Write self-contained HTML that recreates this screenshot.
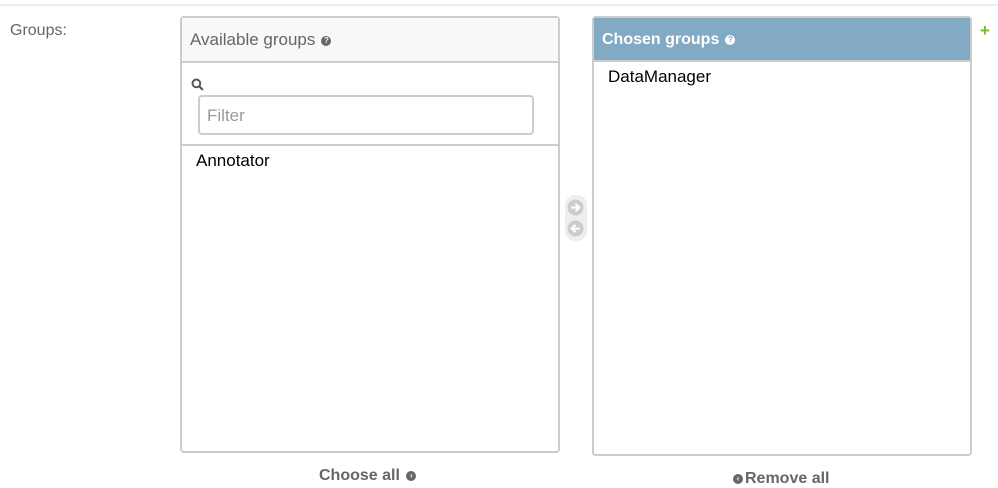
<!DOCTYPE html>
<html><head><style>
body{margin:0;width:998px;height:480px;overflow:hidden;background:#fff;font-family:"Liberation Sans",sans-serif;position:relative}
.a{position:absolute}
.box{position:absolute;border:2px solid #ccc;border-radius:4px;box-sizing:border-box;background:#fff}
.h{position:absolute;left:0;right:0;top:0;height:43px;font-size:17px;line-height:44px;padding-left:8px;box-sizing:border-box}
.q{display:inline-block;width:10px;height:10px;border-radius:50%;font-size:8px;line-height:10px;text-align:center;font-weight:bold;vertical-align:2px;margin-left:6px}
</style></head><body>
<div class="a" style="left:0;top:4px;width:998px;height:2px;background:#eee"></div>
<div class="a" style="left:10px;top:22px;font-size:16px;color:#666">Groups:</div>

<div class="box" style="left:180px;top:16px;width:380px;height:437px">
 <div class="h" style="background:#f8f8f8;color:#666;border-bottom:2px solid #ccc;height:45px">Available groups<span class="q" style="background:#666;color:#f8f8f8">?</span></div>
 <svg class="a" style="left:9px;top:60px" width="14" height="14" viewBox="0 0 13 13"><circle cx="5" cy="5" r="3.6" fill="none" stroke="#555" stroke-width="1.8"/><line x1="7.6" y1="7.6" x2="11" y2="11" stroke="#555" stroke-width="2"/></svg>
 <div class="a" style="left:16px;top:77px;width:336px;height:40px;border:2px solid #ccc;border-radius:4px;box-sizing:border-box;font-size:17px;color:#999;line-height:38px;padding-left:7px">Filter</div>
 <div class="a" style="left:0;right:0;top:126px;height:2px;background:#ccc"></div>
 <div class="a" style="left:14px;top:133px;font-size:17px;color:#000">Annotator</div>
</div>

<div class="a" style="left:565px;top:195px;width:22px;height:46px;background:#eee;border-radius:10px"></div>
<svg class="a" style="left:567px;top:199px" width="17" height="17" viewBox="0 0 16 16"><circle cx="8" cy="8" r="7.5" fill="#ccc"/><path d="M4 8h7M8 4.5L11.5 8 8 11.5" fill="none" stroke="#fff" stroke-width="2"/></svg>
<svg class="a" style="left:567px;top:220px" width="17" height="17" viewBox="0 0 16 16"><circle cx="8" cy="8" r="7.5" fill="#ccc"/><path d="M12 8H5M8 4.5L4.5 8 8 11.5" fill="none" stroke="#fff" stroke-width="2"/></svg>

<div class="box" style="left:592px;top:16px;width:380px;height:440px">
 <div class="h" style="background:#82aac4;color:#fff;height:44px;top:0;font-weight:bold;font-size:16px">Chosen groups<span class="q" style="background:#fff;color:#82aac4">?</span></div>
 <div class="a" style="left:0;right:0;top:42px;height:2px;background:#ccc"></div>
 <div class="a" style="left:14px;top:49px;font-size:17px;color:#000">DataManager</div>
</div>
<div class="a" style="left:980px;top:21px;font-size:17px;font-weight:bold;color:#70bf2b">+</div>

<div class="a" style="left:319px;top:467px;font-size:16px;font-weight:bold;color:#666">Choose all <span class="q" style="background:#666;color:#fff;margin-left:2px">›</span></div>
<div class="a" style="left:733px;top:470px;font-size:16px;font-weight:bold;color:#666"><span class="q" style="background:#666;color:#fff;margin:0 2px 0 0">‹</span>Remove all</div>
</body></html>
----
* Task to complete
Copy all the lines of data exactly as they appear, dropping any images.

* Written response
Write self-contained HTML that recreates this screenshot.
<!DOCTYPE html>
<html><head><style>
body{margin:0;width:998px;height:480px;overflow:hidden;background:#fff;font-family:"Liberation Sans",sans-serif;position:relative}
.a{position:absolute}
.box{position:absolute;border:2px solid #ccc;border-radius:4px;box-sizing:border-box;background:#fff}
.h{position:absolute;left:0;right:0;top:0;height:43px;font-size:17px;line-height:44px;padding-left:8px;box-sizing:border-box}
.q{display:inline-block;width:10px;height:10px;border-radius:50%;font-size:8px;line-height:10px;text-align:center;font-weight:bold;vertical-align:2px;margin-left:6px}
</style></head><body>
<div class="a" style="left:0;top:4px;width:998px;height:2px;background:#eee"></div>
<div class="a" style="left:10px;top:22px;font-size:16px;color:#666">Groups:</div>

<div class="box" style="left:180px;top:16px;width:380px;height:437px">
 <div class="h" style="background:#f8f8f8;color:#666;border-bottom:2px solid #ccc;height:45px">Available groups<span class="q" style="background:#666;color:#f8f8f8">?</span></div>
 <svg class="a" style="left:9px;top:60px" width="14" height="14" viewBox="0 0 13 13"><circle cx="5" cy="5" r="3.6" fill="none" stroke="#555" stroke-width="1.8"/><line x1="7.6" y1="7.6" x2="11" y2="11" stroke="#555" stroke-width="2"/></svg>
 <div class="a" style="left:16px;top:77px;width:336px;height:40px;border:2px solid #ccc;border-radius:4px;box-sizing:border-box;font-size:17px;color:#999;line-height:38px;padding-left:7px">Filter</div>
 <div class="a" style="left:0;right:0;top:126px;height:2px;background:#ccc"></div>
 <div class="a" style="left:14px;top:133px;font-size:17px;color:#000">Annotator</div>
</div>

<div class="a" style="left:565px;top:195px;width:22px;height:46px;background:#eee;border-radius:10px"></div>
<svg class="a" style="left:567px;top:199px" width="17" height="17" viewBox="0 0 16 16"><circle cx="8" cy="8" r="7.5" fill="#ccc"/><path d="M4 8h7M8 4.5L11.5 8 8 11.5" fill="none" stroke="#fff" stroke-width="2"/></svg>
<svg class="a" style="left:567px;top:220px" width="17" height="17" viewBox="0 0 16 16"><circle cx="8" cy="8" r="7.5" fill="#ccc"/><path d="M12 8H5M8 4.5L4.5 8 8 11.5" fill="none" stroke="#fff" stroke-width="2"/></svg>

<div class="box" style="left:592px;top:16px;width:380px;height:440px">
 <div class="h" style="background:#82aac4;color:#fff;height:44px;top:0;font-weight:bold;font-size:16px">Chosen groups<span class="q" style="background:#fff;color:#82aac4">?</span></div>
 <div class="a" style="left:0;right:0;top:42px;height:2px;background:#ccc"></div>
 <div class="a" style="left:14px;top:49px;font-size:17px;color:#000">DataManager</div>
</div>
<div class="a" style="left:980px;top:21px;font-size:17px;font-weight:bold;color:#70bf2b">+</div>

<div class="a" style="left:319px;top:467px;font-size:16px;font-weight:bold;color:#666">Choose all <span class="q" style="background:#666;color:#fff;margin-left:2px">›</span></div>
<div class="a" style="left:733px;top:470px;font-size:16px;font-weight:bold;color:#666"><span class="q" style="background:#666;color:#fff;margin:0 2px 0 0">‹</span>Remove all</div>
</body></html>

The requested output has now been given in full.